This is the only one that I still don't see how you can know/estimate unless you already know the relationship between CNS and NDL time limits.
Again, there isn't a relationship between them other than time being a component used to derive the limit. That is the only way in which they are related. Quit trying to tie them together. You can far exceed your NDL without coming close to your CNS clock. Let's say you were to do a deco dive to 12m. On air your PO2 is .46. That's not even on a tracking table. In the example I posted prior, you can exceed your CNS while not exceeding your NDL (although as shown, it's not really feasible, and you wouldn't be running that type of profile in a recreational dive). Beyond the scope of a recreational dive, either one can exceed the other, ideally, you never exceed your CNS clock. At that point you are not only concerned about pulmonary oxygen toxicity, the percentage we've been talking about, but you also have to consider daily OTU's for repetitive diving. Again not recreational.
It's when you are trying to tie them together that you are confusing yourself. View them as completely independent limiting factors. You cannot derive a relationship between the two.
Like freewillow said, CNS toxicity is purely a function of the partial pressure of oxygen and time. This is why you can exceed your CNS limit in 45 minutes if you are breathing oxygen at 1.6 PO2. However, if your PO2 is 1.4, your time becomes 150 minutes. Your FO2 (fraction of inspired oxygen) and your depth are what derive PO2. It doesn't matter if you exceed your CNS by breathing 100% O2 at 6m, or some other FO2 at whatever depth that makes the gas have a PO2 of 1.6, your maximum exposure is still 45 minutes. Your NDL for that depth is irrelevant. Remember that it is a dose. Imagine that it is an oxygen pill. You can either take one large pill, or 4 small pills, but either way you're taking 100% of the dose. That's your CNS clock.

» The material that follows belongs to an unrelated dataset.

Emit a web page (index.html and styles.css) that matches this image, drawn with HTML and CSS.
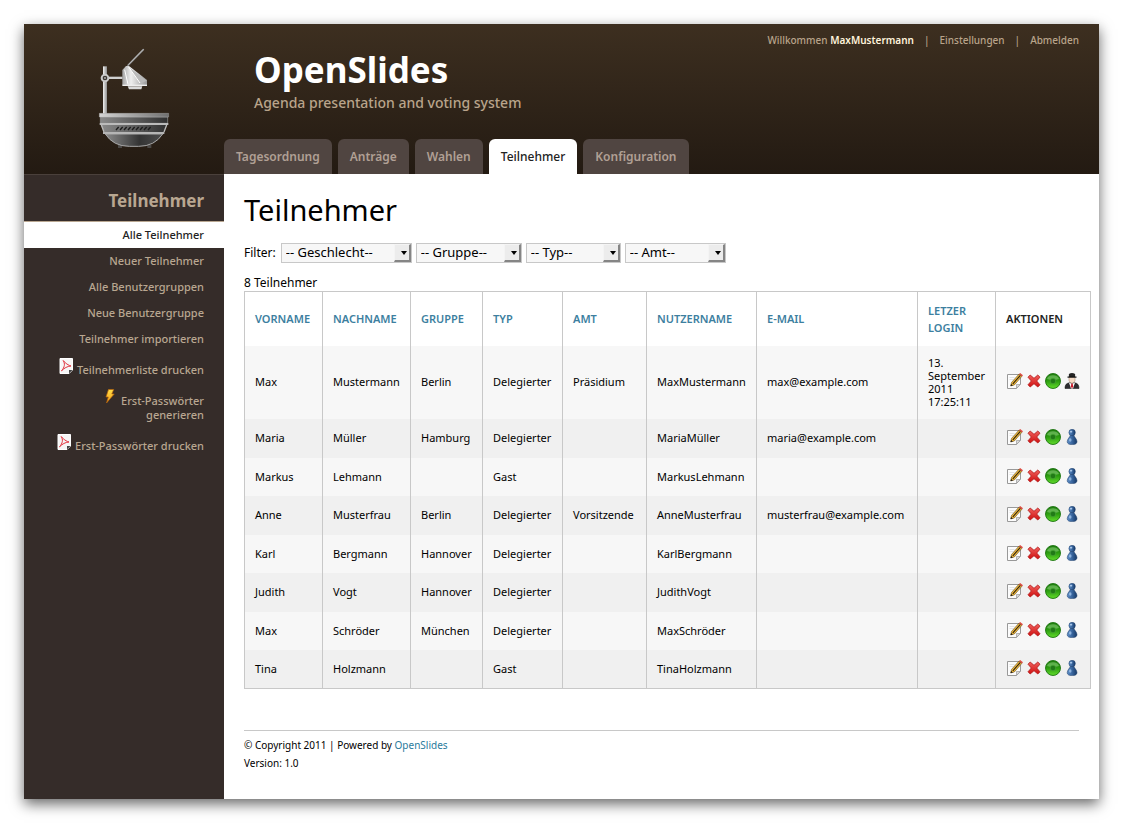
FILE: index.html
```html
<!DOCTYPE html>
<html lang="de">
<head>
<meta charset="utf-8">
<title>OpenSlides – Teilnehmer</title>
<link rel="stylesheet" href="styles.css">
</head>
<body>
<svg class="defs" aria-hidden="true">
  <defs>
    <linearGradient id="g-green" x1="0" y1="0" x2="0" y2="1"><stop offset="0" stop-color="#1f7d10"/><stop offset=".5" stop-color="#2c9d10"/><stop offset="1" stop-color="#62dc2c"/></linearGradient>
    <linearGradient id="g-blue" x1="0" y1="0" x2="1" y2="0"><stop offset="0" stop-color="#5f8fc7"/><stop offset=".5" stop-color="#39669f"/><stop offset="1" stop-color="#173966"/></linearGradient>
    <linearGradient id="g-red" x1="0" y1="0" x2="0" y2="1"><stop offset="0" stop-color="#f0605c"/><stop offset="1" stop-color="#cf1010"/></linearGradient>
    <linearGradient id="g-bolt" x1="0" y1="0" x2="0" y2="1"><stop offset="0" stop-color="#ffe04a"/><stop offset="1" stop-color="#f39a12"/></linearGradient>
  </defs>
  <symbol id="i-edit" viewBox="0 0 16 16">
    <path d="M.5 1.500h13v9.500l-4 4.500H.5z" fill="#fcfcfc" stroke="#999"/>
    <path d="M2.500 4.500h5M2.500 6.500h4" stroke="#e4e4e4"/>
    <path d="M9.500 15.300v-3.800h3.800z" fill="#ddd" stroke="#999" stroke-width=".7"/>
    <path d="M3.600 13l.9-3.500L12 1l2.900 2.300L7.300 12z" fill="#f0b93a" stroke="#4a3510" stroke-width=".5"/>
    <path d="M5.800 10.900l7.600-8.600" stroke="#2b2010" stroke-width="1.100"/>
    <path d="M12 1.200L13.100 0 16 2.200l-1.100 1.300z" fill="#dc4c42"/>
    <path d="M3.600 13l.5-1.900 1.700 1.300z" fill="#111"/>
  </symbol>
  <symbol id="i-delete" viewBox="0 0 16 16">
    <path d="M2 4.200L4.200 2 8 5.300 11.800 2 14 4.200 10.700 8 14 11.800 11.800 14 8 10.700 4.200 14 2 11.800 5.300 8z" fill="url(#g-red)" stroke="#b01616" stroke-width=".8" stroke-linejoin="round"/>
  </symbol>
  <symbol id="i-active" viewBox="0 0 16 16">
    <circle cx="8" cy="8" r="7.500" fill="url(#g-green)" stroke="#1c7410" stroke-width=".9"/>
    <path d="M2 6a6.200 5 0 0 1 12 0q-6 2-12 0z" fill="#a7dd98" opacity=".45"/>
    <circle cx="8" cy="8" r="2.800" fill="#217a17" stroke="#4fae3c" stroke-width=".6"/>
  </symbol>
  <symbol id="i-user" viewBox="0 0 16 16">
    <path d="M6.200 6.300h3.800c.2 2 3 3.500 3 6.400 0 1.900-1.800 2.900-4.900 2.900s-4.900-1-4.900-2.900c0-2.900 2.800-4.400 3-6.400z" fill="url(#g-blue)" stroke="#1d3d69" stroke-width=".5"/>
    <circle cx="8.100" cy="3.500" r="3.200" fill="url(#g-blue)" stroke="#1d3d69" stroke-width=".5"/>
    <ellipse cx="7.100" cy="2.700" rx="1.200" ry=".9" fill="#a9c6e8"/>
    <ellipse cx="6.200" cy="11" rx="1.300" ry="1.800" fill="#8fb4de"/>
  </symbol>
  <symbol id="i-admin" viewBox="0 0 16 16">
    <path d="M5 4h6v3.500q-.5 2.500-3 2.700-2.500-.2-3-2.700z" fill="#f6dcc6" stroke="#8e6a50" stroke-width=".4"/>
    <path d="M4.900 1Q8-.8 11.100 1V4H4.900z" fill="#252525"/>
    <path d="M3.500 3.500h9v1.200h-9z" fill="#111"/>
    <path d="M1 15.500c0-4 1.600-5.200 4.500-5.800l2.500 1.100 2.500-1.100c2.900.6 4.500 1.800 4.500 5.800z" fill="#2d2d30" stroke="#111" stroke-width=".5"/>
    <path d="M5 9.800L7 15.500h2l2-5.700-3 1z" fill="#fff"/>
    <path d="M7.300 10.500h1.400l.5 3L8 15.400l-1.200-1.900z" fill="#cf1f2e"/>
  </symbol>
  <symbol id="i-pdf" viewBox="0 0 16 16">
    <path d="M2 .5h12.500v11.500L11 15.500H2z" fill="#f6f6f6" stroke="#fff"/>
    <path d="M11 15.500V12h3.500z" fill="#444"/>
    <path d="M5 2.500c2 1.500 3.200 4 8 5.500-4 .3-6.500 2-9.500 4.800C6.500 9.500 7.500 5.500 5 2.500z" fill="none" stroke="#e2343f" stroke-linejoin="round"/>
  </symbol>
  <symbol id="i-bolt" viewBox="0 0 16 16">
    <path d="M6.500.5h5.200L9.800 5h2.400L4.500 14l1.800-6H4z" fill="url(#g-bolt)" stroke="#b8640c" stroke-width=".7"/>
  </symbol>
</svg>

<div class="page">
  <header class="header">
    <div class="logo">
      <svg width="76" height="104" viewBox="48 36 228 312" role="img" aria-label="Overheadprojektor">
        <defs>
          <linearGradient id="p-pole" x1="0" x2="1"><stop offset="0" stop-color="#f2f2f2"/><stop offset="1" stop-color="#8d8d8d"/></linearGradient>
          <linearGradient id="p-head" x1="0" x2="1"><stop offset="0" stop-color="#a5a5a5"/><stop offset=".35" stop-color="#eeeeee"/><stop offset="1" stop-color="#999"/></linearGradient>
          <linearGradient id="p-top" x1="0" x2="1"><stop offset="0" stop-color="#d4d4d4"/><stop offset="1" stop-color="#707070"/></linearGradient>
          <linearGradient id="p-body" x1="0" x2="1"><stop offset="0" stop-color="#8a8a8a"/><stop offset="1" stop-color="#303030"/></linearGradient>
          <linearGradient id="p-bowl" x1="0" x2="1"><stop offset="0" stop-color="#8a8a8a"/><stop offset=".6" stop-color="#343434"/><stop offset="1" stop-color="#4d4d4d"/></linearGradient>
        </defs>
        <path d="M144 91L190 44" stroke="#8c8c8c" stroke-width="5" stroke-linecap="round"/>
        <path d="M145 89L190 43" stroke="#d2d2d2" stroke-width="2"/>
        <path d="M69 94h12v142H69z" fill="url(#p-pole)"/>
        <path d="M86 125h42v7H86z" fill="#d0d0d0"/>
        <circle cx="75" cy="129" r="10" fill="#3c3732" stroke="#c9c9c9" stroke-width="6"/>
        <circle cx="75" cy="129" r="3" fill="#aaa"/>
        <path d="M127 105l11-12h9l54 42v15h-74z" fill="url(#p-head)"/>
        <path d="M146 96l34 50 20-9z" fill="#b9b9b9"/>
        <path d="M134 104l10 44M146 96l34 48" stroke="#fff" stroke-width="3"/>
        <path d="M127 149h74v4h-74z" fill="#eee"/>
        <path d="M143 154h44l-3 9h-37z" fill="#dadada"/>
        <path d="M114 330h12v9h-12zM202 330h12v9h-12z" fill="#4b4845"/>
        <path d="M61 246h202v19H61z" fill="url(#p-body)" stroke="#999" stroke-width="2"/>
        <path d="M58 235h208v11H58z" fill="url(#p-top)" stroke="#bcbcbc" stroke-width="1"/>
        <path d="M64 270h196l-10 23H74z" fill="url(#p-body)"/>
        <path d="M59 264h206v6H59z" fill="#bbb"/>
        <path d="M76 297h172q-24 37-72 37h-28q-48 0-72-37z" fill="url(#p-bowl)" stroke="#a8a8a8" stroke-width="3"/>
        <path d="M69 291h184v6H69z" fill="#b5b5b5"/>
        <path d="M64 270l8 21M260 270l-8 21" stroke="#bbb" stroke-width="4"/>
        <path d="M108 284l8-9m4 9l8-9m4 9l8-9m4 9l8-9m4 9l8-9m4 9l8-9m4 9l8-9m4 9l8-9m4 9l8-9" transform="translate(0 1)" fill="none" stroke="#1c1c1c" stroke-width="4"/>
      </svg>
    </div>
    <div class="banner">
      <nav class="account" aria-label="Konto">
        <span>Willkommen <strong>MaxMustermann</strong></span><span>|</span><a href="#">Einstellungen</a><span>|</span><a href="#">Abmelden</a>
      </nav>
      <div class="brand">
        <p class="brand-name">OpenSlides</p>
        <p class="slogan">Agenda presentation and voting system</p>
      </div>
      <nav class="tabs" aria-label="Hauptmenü">
        <a href="#">Tagesordnung</a>
        <a href="#">Anträge</a>
        <a href="#">Wahlen</a>
        <a href="#" class="active">Teilnehmer</a>
        <a href="#">Konfiguration</a>
      </nav>
    </div>
  </header>

  <div class="body">
    <aside class="sidebar">
      <h2>Teilnehmer</h2>
      <ul>
        <li><a href="#" class="active">Alle Teilnehmer</a></li>
        <li><a href="#">Neuer Teilnehmer</a></li>
        <li><a href="#">Alle Benutzergruppen</a></li>
        <li><a href="#">Neue Benutzergruppe</a></li>
        <li><a href="#">Teilnehmer importieren</a></li>
        <li><a href="#"><svg class="icon"><use href="#i-pdf"/></svg> Teilnehmerliste drucken</a></li>
        <li><a href="#"><svg class="icon"><use href="#i-bolt"/></svg> Erst-Passwörter<br>generieren</a></li>
        <li><a href="#"><svg class="icon"><use href="#i-pdf"/></svg> Erst-Passwörter drucken</a></li>
      </ul>
    </aside>

    <main class="content">
      <h1>Teilnehmer</h1>
      <form class="filters">
        <label for="gender">Filter:</label>
        <span class="select gender"><select id="gender"><option>-- Geschlecht--</option></select></span>
        <span class="select group"><select aria-label="Gruppe"><option>-- Gruppe--</option></select></span>
        <span class="select type"><select aria-label="Typ"><option>-- Typ--</option></select></span>
        <span class="select office"><select aria-label="Amt"><option>-- Amt--</option></select></span>
      </form>
      <p class="count">8 Teilnehmer</p>
      <div class="table-area">
      <table>
        <colgroup><col class="c-first"><col class="c-last"><col class="c-group"><col class="c-type"><col class="c-office"><col class="c-user"><col class="c-mail"><col class="c-login"><col class="c-actions"></colgroup>
        <thead>
          <tr>
            <th><a href="#">Vorname</a></th><th><a href="#">Nachname</a></th><th><a href="#">Gruppe</a></th><th><a href="#">Typ</a></th><th><a href="#">Amt</a></th><th><a href="#">Nutzername</a></th><th><a href="#">E-Mail</a></th><th><a href="#">Letzer Login</a></th><th>Aktionen</th>
          </tr>
        </thead>
        <tbody>
          <tr class="tall"><td>Max</td><td>Mustermann</td><td>Berlin</td><td>Delegierter</td><td>Präsidium</td><td>MaxMustermann</td><td>max@example.com</td><td>13. September 2011 17:25:11</td><td><div class="actions"><a href="#" aria-label="Bearbeiten"><svg class="icon"><use href="#i-edit"/></svg></a><a href="#" aria-label="Löschen"><svg class="icon"><use href="#i-delete"/></svg></a><a href="#" aria-label="Aktiv"><svg class="icon"><use href="#i-active"/></svg></a><a href="#" aria-label="Administrator"><svg class="icon"><use href="#i-admin"/></svg></a></div></td></tr>
          <tr><td>Maria</td><td>Müller</td><td>Hamburg</td><td>Delegierter</td><td></td><td>MariaMüller</td><td>maria@example.com</td><td></td><td><div class="actions"><a href="#" aria-label="Bearbeiten"><svg class="icon"><use href="#i-edit"/></svg></a><a href="#" aria-label="Löschen"><svg class="icon"><use href="#i-delete"/></svg></a><a href="#" aria-label="Aktiv"><svg class="icon"><use href="#i-active"/></svg></a><a href="#" aria-label="Benutzer"><svg class="icon"><use href="#i-user"/></svg></a></div></td></tr>
          <tr><td>Markus</td><td>Lehmann</td><td></td><td>Gast</td><td></td><td>MarkusLehmann</td><td></td><td></td><td><div class="actions"><a href="#" aria-label="Bearbeiten"><svg class="icon"><use href="#i-edit"/></svg></a><a href="#" aria-label="Löschen"><svg class="icon"><use href="#i-delete"/></svg></a><a href="#" aria-label="Aktiv"><svg class="icon"><use href="#i-active"/></svg></a><a href="#" aria-label="Benutzer"><svg class="icon"><use href="#i-user"/></svg></a></div></td></tr>
          <tr><td>Anne</td><td>Musterfrau</td><td>Berlin</td><td>Delegierter</td><td>Vorsitzende</td><td>AnneMusterfrau</td><td>musterfrau@example.com</td><td></td><td><div class="actions"><a href="#" aria-label="Bearbeiten"><svg class="icon"><use href="#i-edit"/></svg></a><a href="#" aria-label="Löschen"><svg class="icon"><use href="#i-delete"/></svg></a><a href="#" aria-label="Aktiv"><svg class="icon"><use href="#i-active"/></svg></a><a href="#" aria-label="Benutzer"><svg class="icon"><use href="#i-user"/></svg></a></div></td></tr>
          <tr><td>Karl</td><td>Bergmann</td><td>Hannover</td><td>Delegierter</td><td></td><td>KarlBergmann</td><td></td><td></td><td><div class="actions"><a href="#" aria-label="Bearbeiten"><svg class="icon"><use href="#i-edit"/></svg></a><a href="#" aria-label="Löschen"><svg class="icon"><use href="#i-delete"/></svg></a><a href="#" aria-label="Aktiv"><svg class="icon"><use href="#i-active"/></svg></a><a href="#" aria-label="Benutzer"><svg class="icon"><use href="#i-user"/></svg></a></div></td></tr>
          <tr><td>Judith</td><td>Vogt</td><td>Hannover</td><td>Delegierter</td><td></td><td>JudithVogt</td><td></td><td></td><td><div class="actions"><a href="#" aria-label="Bearbeiten"><svg class="icon"><use href="#i-edit"/></svg></a><a href="#" aria-label="Löschen"><svg class="icon"><use href="#i-delete"/></svg></a><a href="#" aria-label="Aktiv"><svg class="icon"><use href="#i-active"/></svg></a><a href="#" aria-label="Benutzer"><svg class="icon"><use href="#i-user"/></svg></a></div></td></tr>
          <tr><td>Max</td><td>Schröder</td><td>München</td><td>Delegierter</td><td></td><td>MaxSchröder</td><td></td><td></td><td><div class="actions"><a href="#" aria-label="Bearbeiten"><svg class="icon"><use href="#i-edit"/></svg></a><a href="#" aria-label="Löschen"><svg class="icon"><use href="#i-delete"/></svg></a><a href="#" aria-label="Aktiv"><svg class="icon"><use href="#i-active"/></svg></a><a href="#" aria-label="Benutzer"><svg class="icon"><use href="#i-user"/></svg></a></div></td></tr>
          <tr><td>Tina</td><td>Holzmann</td><td></td><td>Gast</td><td></td><td>TinaHolzmann</td><td></td><td></td><td><div class="actions"><a href="#" aria-label="Bearbeiten"><svg class="icon"><use href="#i-edit"/></svg></a><a href="#" aria-label="Löschen"><svg class="icon"><use href="#i-delete"/></svg></a><a href="#" aria-label="Aktiv"><svg class="icon"><use href="#i-active"/></svg></a><a href="#" aria-label="Benutzer"><svg class="icon"><use href="#i-user"/></svg></a></div></td></tr>
        </tbody>
      </table>
      </div>
      <footer class="footer">
        <p>© Copyright 2011 | Powered by <a href="#">OpenSlides</a></p>
        <p>Version: 1.0</p>
      </footer>
    </main>
  </div>
</div>
</body>
</html>
```
FILE: styles.css
```css
* { box-sizing: border-box; }

body {
  margin: 0;
  padding: 24px;
  background: #fff;
  color: #000;
  font-family: "Lucida Grande", "Noto Sans", "Open Sans", sans-serif;
  font-size: 11px;
  line-height: 18px;
}

h1, h2, p, ul { margin: 0; padding: 0; }
a { color: inherit; text-decoration: none; }
.defs { position: absolute; width: 0; height: 0; }
.icon { width: 16px; height: 16px; }

.page {
  display: flex;
  flex-direction: column;
  min-height: calc(100vh - 48px);
  background: #fff;
  box-shadow: 0 5px 13px rgba(0, 0, 0, .6);
}

/* Header */
.header {
  display: grid;
  grid-template-columns: 200px 1fr;
  height: 150px;
  background: linear-gradient(#3d2f20, #231a12);
}
.logo { padding: 23px 0 0 72px; }
.banner {
  display: flex;
  flex-direction: column;
}
.account {
  display: flex;
  justify-content: flex-end;
  gap: 10px;
  padding: 8px 20px 0 0;
  color: #b9a48b;
  font-size: 10px;
  font-weight: 500;
  line-height: 16px;
}
.account strong { color: #fff3dc; font-weight: 600; }
.brand { padding-left: 30px; }
.brand-name {
  color: #fff;
  font-size: 35px;
  font-weight: 700;
  line-height: 44px;
}
.slogan {
  color: #b9a48b;
  font-size: 14px;
  font-weight: 500;
  line-height: 22px;
}
.tabs { display: flex; gap: 6px; margin-top: auto; }
.tabs a {
  padding: 0 12px;
  border-radius: 6px 6px 0 0;
  background: #504541;
  color: #b0a095;
  font-size: 12px;
  font-weight: 600;
  line-height: 35px;
}
.tabs .active { background: #fff; color: #222; font-weight: 500; }

/* Columns */
.body {
  display: grid;
  grid-template-columns: 200px 1fr;
  flex: 1;
}
.sidebar {
  border-top: 1px solid #4a403b;
  background: #352c29;
  color: #b9a791;
  text-align: right;
  font-weight: 500;
}
.sidebar h2 {
  padding: 14px 20px 9px;
  border-bottom: 1px solid #b9a791;
  font-size: 17px;
  line-height: 23px;
}
.sidebar ul { list-style: none; }
.sidebar a {
  display: block;
  padding: 6px 20px;
  line-height: 14px;
}
.sidebar .active { background: #fff; color: #222; }

.content { min-width: 0; padding: 16px 20px 26px; }
h1 {
  font-size: 29px;
  font-weight: 400;
  line-height: 40px;
}
.filters {
  display: flex;
  align-items: center;
  gap: 4px;
  padding: 13px 0 11px;
  font-size: 12px;
  line-height: 20px;
}
.filters label { padding-right: 1px; }
.select { position: relative; height: 20px; }
.select select {
  width: 100%;
  height: 20px;
  padding: 0 4px 2px;
  border: 1px solid #c8c8c8;
  border-radius: 0;
  background: #f7f7f7;
  color: #000;
  font: inherit;
  font-size: 13px;
  line-height: 16px;
  appearance: none;
}
.select::before {
  content: "";
  position: absolute;
  top: 1px;
  right: 1px;
  bottom: 1px;
  width: 14px;
  border: 1px solid;
  border-color: #f4f4f4 #858585 #858585 #f4f4f4;
  border-right-width: 2px;
  border-bottom-width: 2px;
  background: #ececec;
  pointer-events: none;
}
.select::after {
  content: "";
  position: absolute;
  top: 8px;
  right: 5px;
  border: 3px solid transparent;
  border-top: 4px solid #000;
  border-bottom: 0;
  pointer-events: none;
}
.gender { width: 131px; }
.group { width: 106px; }
.type { width: 95px; }
.office { width: 101px; }
.count { font-size: 12px; line-height: 17px; }

/* Participants */
.table-area { margin-right: -12px; }
table {
  width: 100%;
  border: 1px solid #c8c8c8;
  border-collapse: collapse;
  table-layout: fixed;
  line-height: 13px;
}
.c-first { width: 78px; }
.c-last { width: 88px; }
.c-group { width: 72px; }
.c-type { width: 80px; }
.c-office { width: 84px; }
.c-user { width: 110px; }
.c-login { width: 78px; }
.c-actions { width: 95px; }
th, td {
  padding: 0 10px;
  border-left: 1px solid #c8c8c8;
  text-align: left;
}
th {
  height: 54px;
  color: #222;
  font-weight: 600;
  line-height: 17px;
  text-transform: uppercase;
}
th a { color: #3d7f9f; }
td { padding-bottom: 1px; }
tbody tr { height: 38px; background: #f7f7f7; }
tbody tr:nth-child(even) { height: 39px; background: #f0f0f0; }
tbody .tall { height: 73px; }
.actions { display: flex; gap: 3px; padding: 0 0 1px 1px; }
.actions a, .actions .icon { display: block; }

.footer {
  margin: 41px 0 0;
  padding-top: 5px;
  border-top: 1px solid #c8c8c8;
  font-size: 10px;
}
.footer a { color: #2a7a9c; }
```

NDL is a function of depth, time, and inert gas loading. It's the inert gas loading that defines your decompression obligation. It is completely irrelevant when determining your dose of oxygen, you just want to make sure that your dose is less than 100%.
Your questions most definitely have real ramifications, however the conditions during which they would present themselves are far beyond recreational diving. And realistically at that point, there's a good component of voodoo involved as well. Daily limits are designed so that you can take a chamber ride, repetitive limits get lower and lower, yet people still exceed these on big dives, some divers easily take a PO2 of 2.0 without toxing. In the end, there is still a lot of unknown about oxygen's effects on the body, and current standards are really just best guesses based on empirical research, however there are always outliers that break the table.
In the end it keeps coming back to what was said earlier, at the recreational level, you are not doing anything that would bring you any risk from oxygen-related issues beyond exceeding your MOD, which you can do regardless of mixture. Hell, the MOD of air is 66m/218ft.